LITTLE ROCK, Ark. — Gov. Asa Hutchinson (R-AR) shared his thoughts Monday on plans announced by the Arkansas Board of Education for how to reconstitute the Little Rock School District when it exits a state takeover in 2020.

The framework drew criticism over the weekend from advocates hoping for the return of an elected local school board for the way it retains a state role with schools categorized as needing intensive support.

After the news conference, it's clear the governor and advocates don't see eye-to-eye on defining "local control."

"It is important that we continue to provide intensive state support to the Little Rock School District," the governor said. "There are those who want the state to abandon its constitutional and moral responsibility to its students. The state Board of Education made it clear that we will not do that."

"I think the city is more ready and more united than we have ever been," said Ali Noland, a parent of a child in an LRSD elementary school from the Hillcrest neighborhood.

The two sides of the debate over the district boil down to this: the state says there is still work to do; local leaders say "thanks, we got it from here."

For Gov. Hutchinson, the state Board of Education has a constitutional obligation to keep its hand in the LRSD. 

Five years after voting to take over the district because six schools were in academic distress, the state has to put forward a plan to either annex, consolidate, or reconstitute the 48 schools. 

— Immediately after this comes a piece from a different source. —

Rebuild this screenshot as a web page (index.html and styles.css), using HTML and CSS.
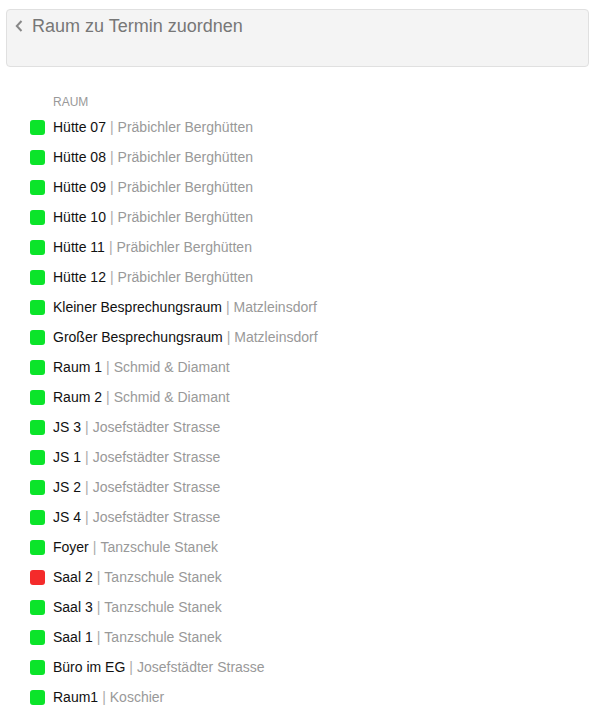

The first two options are not possible because of long-running desegregation orders. That led the board to define a third way last Friday. 

Schools in the district will be divided into three categories. Schools that are doing fine and schools that are changing, like the soon-to-be-built Southwest High, will be run by the local board. Schools that are still failing will take direction from something else.

For advocates, those dividing lines echo a troubled past, when the city's Central High School needed National Guard troops to escort black students to class.

"It gives local control to the part of that district that is more affluent, and frankly, whiter," Noland said. "The communities that have kids that would not be given local control will be overwhelmingly people of color."

"I absolutely reject the proposition that this is a re-segregation of the Little Rock School district," said a bristling governor, while pointing to close the troubled J.A. Fair and McClellan high schools. "These two schools are going to be combined in the new Southwest High School. My personal opinion is that that is important for new energy of the new high school to be brought under the direction of the newly elected school board."

But no matter the demographics, advocates say it's undemocratic, with those would-be representatives kept from having a say over things like union contracts and curricula.

"There's no reason to say, 'we're giving you back this district, here's local control, but you don't get to decide this thing,'" Noland said.

The governor sidestepped questions over a Friday board proposal to no longer recognize or negotiate with the teachers' union, the Little Rock Education Association. 

The board tabled that motion and the governor agreed they should get more public input on the matter. They meet again in October, when the final set of test scores for the district are expected to be announced.